Um dos primeiros intelectuais a compreender isto foi o nicaraguense Rubén Darío, pai do movimento modernista, verdadeiro construtor, através da linguagem, de mais pontes e áreas de progresso que muitos arquitetos seriam capazes. Este escritor cosmopolita e jornalista, falava com clarividência do idioma, seu e nosso, como uma verdadeira identidade em seu livro “Viagem à Nicarágua”. Advertia, em 1898, após as perdas de colônias espanholas, como Cuba e Filipinas, de como a linguagem, referindo-se ao inglês frente à língua espanhola, era também uma forma de colonialismo, de domínio cultural. Tinha razão, também nisto, a menos de um ano do centenário de sua morte.
No entanto, foi o professor e poeta Luis Cernuda, pertencente à chamada Geração de 27, exilado nos EUA, quem melhor definiu o conceito de “A Pátria do Idioma”, ao passar, nos anos cinquenta do século XX, ao novamente dar aulas em sua língua materna, o espanhol, no México. Em um de seus últimos livros, “Variações sobre o tema mexicano”, medita, poeticamente sobre a língua e seus âmbitos; sua dimensão universal e como a estrutura do pensamento de uma linguagem particular recria o espaço real e a identidade. Neste livro raro, um livro de poemas em prosa, mas também em tom meditativo e quase filosófico – não esqueçamos que Cernuda pertence à escola de José Ortega y Gasset -, diz: “Como não sentir orgulho ao ouvir nossa língua falada, eco fiel e ao mesmo tempo expressão autônoma, por outros povos do outro lado do mundo? Eles, conscientemente ou não, gostem ou não, com os mesmos sinais de sua alma, que são as palavras, mantêm vivo o destino de nosso país, e teriam que mantê-lo mesmo depois que ele deixasse de existir”. Esta profunda reflexão emitida há quase setenta anos por Cernuda foi continuada na essência pela publicação Cadernos Hispanoamericanos, especialmente em períodos que vão desde a sua fundação, com Pedro Laín Entralgo e Luis Rosales, até o final da direção do poeta Félix Grande. Graças a eles debateu-se a mesma ideia de forma rigorosa e construtiva, de ambas as margens transoceânicas do idioma, com reflexões de pensadores e criadores tão credenciados como Octavio Paz, entre outros.

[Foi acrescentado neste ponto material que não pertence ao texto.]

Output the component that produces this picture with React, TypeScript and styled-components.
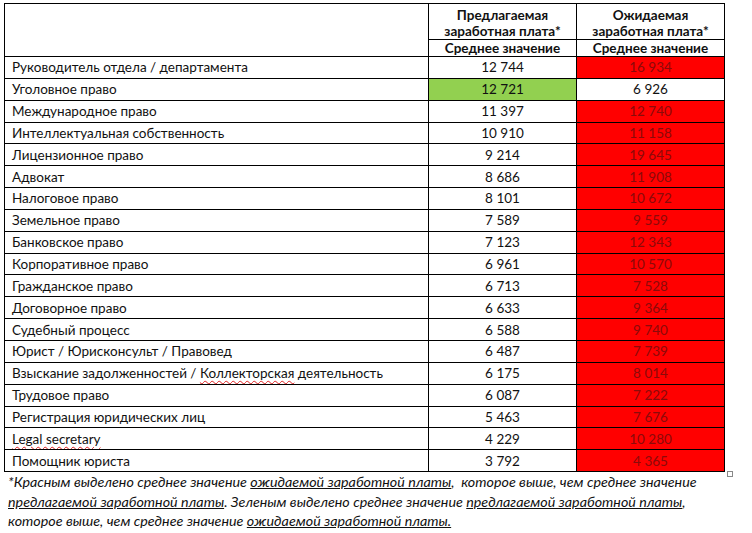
import React from "react";
import styled, { createGlobalStyle } from "styled-components";

const Global = createGlobalStyle`
  html, body { margin: 0; padding: 0; background: #fff; }
  body { font-family: Lato, "Open Sans", sans-serif; color: #111; }
`;

const Page = styled.div`
  padding: 3px 0 0 4px;
  width: 752px;
  height: 533px;
  box-sizing: border-box;
  overflow: hidden;
`;

const TableWrap = styled.div`
  position: relative;
  width: 721px;
`;

const ResizeHandle = styled.span`
  position: absolute;
  right: -8px;
  bottom: -5px;
  width: 4px;
  height: 4px;
  border: 1px solid #888;
  background: #fff;
`;

const Table = styled.table`
  border-collapse: collapse;
  table-layout: fixed;
  width: 721px;
  font-size: 13.5px;
`;

const HeadCell = styled.th<{ $tall?: boolean }>`
  border: 1px solid #000;
  padding: 0;
  font-weight: bold;
  font-size: 13.5px;
  text-align: center;
  line-height: 16px;
  height: ${(p) => (p.$tall ? "36px" : "16px")};
  vertical-align: ${(p) => (p.$tall ? "top" : "middle")};
  padding-top: ${(p) => (p.$tall ? "3px" : "0")};
  box-sizing: border-box;
`;

const Cell = styled.td<{ $fill?: "red" | "green"; $num?: boolean }>`
  border: 1px solid #000;
  height: 20.85px;
  padding: 0 0 0 ${(p) => (p.$num ? "0" : "7px")};
  text-align: ${(p) => (p.$num ? "center" : "left")};
  background: ${(p) =>
    p.$fill === "red" ? "#ff0000" : p.$fill === "green" ? "#92d050" : "#fff"};
  color: ${(p) => (p.$fill === "red" ? "#8b0a0a" : "#111")};
  white-space: nowrap;
  overflow: hidden;
`;

const Squiggle = styled.span`
  text-decoration: underline wavy #e02020;
  text-decoration-thickness: 1px;
  text-underline-offset: 2px;
`;

const Note = styled.p`
  margin: 0 0 0 4px;
  font-style: italic;
  font-size: 14.3px;
  line-height: 19.5px;
  white-space: nowrap;
`;

const U = styled.span`
  text-decoration: underline;
`;

type Row = { name: React.ReactNode; offered: string; expected: string; green?: boolean };

const rows: Row[] = [
  { name: "Руководитель отдела / департамента", offered: "12 744", expected: "16 934" },
  { name: "Уголовное право", offered: "12 721", expected: "6 926", green: true },
  { name: "Международное право", offered: "11 397", expected: "12 740" },
  { name: "Интеллектуальная собственность", offered: "10 910", expected: "11 158" },
  { name: "Лицензионное право", offered: "9 214", expected: "19 645" },
  { name: "Адвокат", offered: "8 686", expected: "11 908" },
  { name: "Налоговое право", offered: "8 101", expected: "10 672" },
  { name: "Земельное право", offered: "7 589", expected: "9 559" },
  { name: "Банковское право", offered: "7 123", expected: "12 343" },
  { name: "Корпоративное право", offered: "6 961", expected: "10 570" },
  { name: "Гражданское право", offered: "6 713", expected: "7 528" },
  { name: "Договорное право", offered: "6 633", expected: "9 364" },
  { name: "Судебный процесс", offered: "6 588", expected: "9 740" },
  { name: "Юрист / Юрисконсульт / Правовед", offered: "6 487", expected: "7 739" },
  {
    name: (
      <>
        Взыскание задолженностей / <Squiggle>Коллекторская</Squiggle> деятельность
      </>
    ),
    offered: "6 175",
    expected: "8 014",
  },
  { name: "Трудовое право", offered: "6 087", expected: "7 222" },
  { name: "Регистрация юридических лиц", offered: "5 463", expected: "7 676" },
  { name: <Squiggle>Legal secretary</Squiggle>, offered: "4 229", expected: "10 280" },
  { name: "Помощник юриста", offered: "3 792", expected: "4 365" },
];

export default function App() {
  return (
    <Page>
      <Global />
      <TableWrap>
        <Table>
          <colgroup>
            <col style={{ width: 424 }} />
            <col style={{ width: 148 }} />
            <col style={{ width: 148 }} />
          </colgroup>
          <thead>
            <tr>
              <HeadCell rowSpan={2} />
              <HeadCell $tall>
                Предлагаемая
                <br />
                заработная плата*
              </HeadCell>
              <HeadCell $tall>
                Ожидаемая
                <br />
                заработная плата*
              </HeadCell>
            </tr>
            <tr>
              <HeadCell>Среднее значение</HeadCell>
              <HeadCell>Среднее значение</HeadCell>
            </tr>
          </thead>
          <tbody>
            {rows.map((r, i) => (
              <tr key={i}>
                <Cell>{r.name}</Cell>
                <Cell $num $fill={r.green ? "green" : undefined}>
                  {r.offered}
                </Cell>
                <Cell $num $fill={r.green ? undefined : "red"}>
                  {r.expected}
                </Cell>
              </tr>
            ))}
          </tbody>
        </Table>
        <ResizeHandle />
      </TableWrap>
      <Note>
        *Красным выделено среднее значение <U>ожидаемой заработной платы</U>,&nbsp; которое выше, чем
        среднее значение
        <br />
        <U>предлагаемой заработной платы</U>. Зеленым выделено среднее значение{" "}
        <U>предлагаемой заработной платы</U>,
        <br />
        которое выше, чем среднее значение <U>ожидаемой заработной платы.</U>
      </Note>
    </Page>
  );
}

A Flórida e sua Universidade Internacional são agora o epicentro do idioma espanhol nos Estados Unidos
Atualmente, trabalha-se séria e apaixonadamente nesta ideia em Miami, na FIU (Florida International University), que, em um curto espaço de tempo e com escassos recursos, tornou-se uma das dez melhores universidades norte-americanas, e que conta com o maior número de estudantes hispânicos do país. O próprio presidente Obama, em fevereiro deste ano, tornou-a em centro da ação de seus discursos sobre a política de imigração e de relações com a comunidade hispânica. O mais curioso de tudo é que esta Universidade baseia o seu prestígio no ensino e no estudo das humanidades, especialmente da Língua e da Literatura espanhola, da História e da cultura, como fundação e ancoragem para construir a sociedade. Este esforço parte, em grande medida, do desejo de professores como a Catedrática de História, Aurora Morcillo, que trabalha na criação de propostas como a “Iniciativa para os Estudos da Espanha e do Mediterrâneo”, que visa promover uma plataforma para explicar as relações da cultura e do mar, da história da Espanha, ligando-a à própria história da América. Dela, participaram figuras como José Varela Ortega, presidente da Fundação Ortega y Gasset, contando com apoio dos atuais reis da Espanha, que a visitaram no ano passado, quando ainda eram Príncipes das Astúrias. No entanto, é da responsabilidade de todos, de maneira transversal, a partir de todos os âmbitos possíveis, intelectuais, empresariais, políticos e econômicos, que esta realidade tangível, esta pátria do idioma, continue crescendo, saudável e poderosa, contudo preservada e renovada. Isso conforma nosso mundo, largo e de muitos limites, e a grandeza secular da nossa língua. Uma base da realidade e do progresso. Quem o leu (e viveu), sabe.